第10章 普通選挙の意義——民主主義の本質とは
選挙がなければ社会はどうなるのか?
もし、選挙がなかったら、私たちの社会はどうなるのか? 歴史を振り返れば、その答えは明白である。王や貴族がすべてを決め、庶民は一方的に命令を受ける時代が長く続いた。ナチス・ドイツやソ連では、選挙が形骸化し、独裁者が国民の意志を無視して政治を動かした。選挙がなければ、権力は一部の人間に集中し、多様な意見は封じ込められる。普通選挙とは、すべての市民が政治に参加し、社会の方向を決めるための不可欠な仕組みなのである。
投票することは政治参加の第一歩
普通選挙の本質は、すべての人に「声」を与えることである。投票することで、国民は政府に意見を伝え、自分たちの未来を選択する。しかし、現代では「誰が当選しても変わらない」と考える人も多い。だが、歴史を見れば、選挙は社会を大きく変えてきた。
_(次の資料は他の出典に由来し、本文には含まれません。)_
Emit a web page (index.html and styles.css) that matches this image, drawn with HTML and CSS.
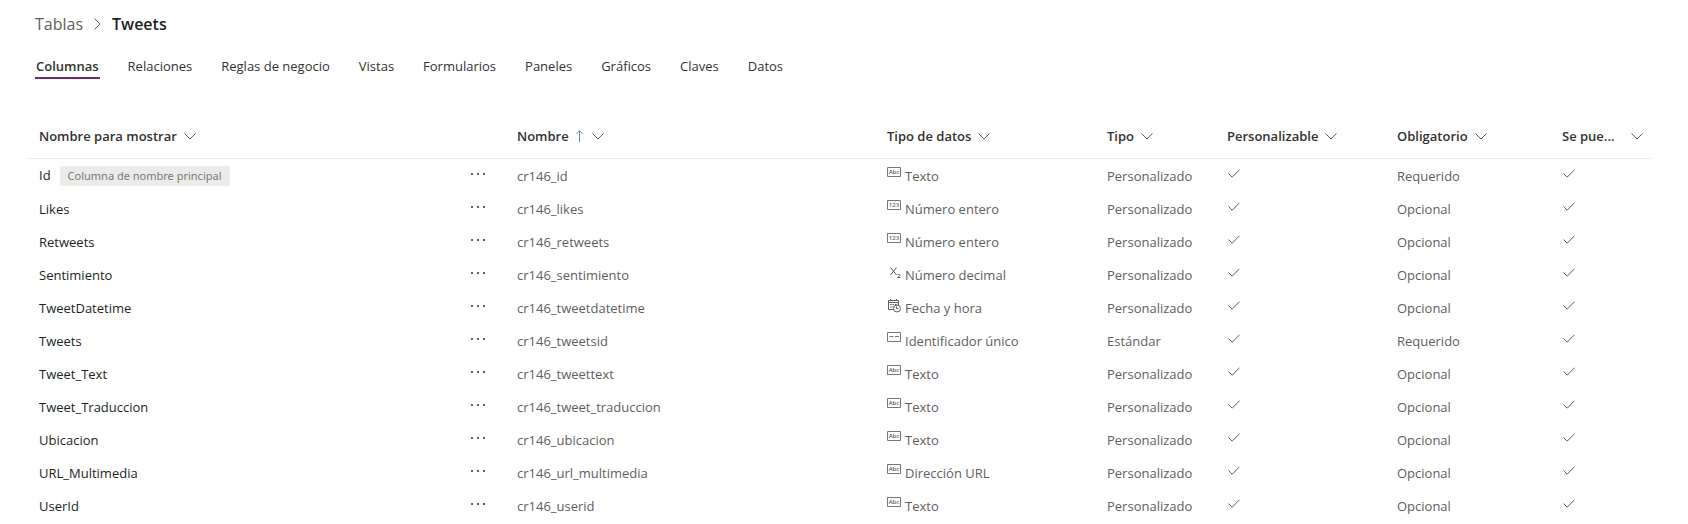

アメリカの公民権運動では、黒人の選挙権が拡大され、政策の方向性が変わった。南アフリカでは、アパルトヘイト廃止後の初の自由選挙が国の未来を決めた。投票は単なる義務ではなく、変革の力なのである。
民主主義はただの制度ではない
普通選挙は単なる手続きではなく、民主主義の根幹である。選挙を通じて政治家が選ばれ、政策が決まるが、その背後には「市民が国家を動かすべきである」という根本的な理念がある。フランス革命やアメリカ独立戦争は、まさにこの考えに基づいて戦われた。民主主義は、一度確立すれば永遠に続くわけではない。歴史上、多くの国で民主主義が崩壊し、独裁が復活した例がある。普通選挙を守るためには、市民が政治に関心を持ち続けることが不可欠である。
未来の民主主義を築くために
これからの時代、普通選挙はどのように進化するのだろうか? AIやブロックチェーンを活用した電子投票、SNSを通じた直接民主制など、新しい技術が政治を変えつつある。しかし、どれだけ制度が変わろうとも、最も重要なのは「市民の意志が政治に反映されること」である。普通選挙は、何世代にもわたる闘いの末に勝ち取られた権利であり、それを守るのは私たち自身である。民主主義の未来は、一人ひとりの選択にかかっている。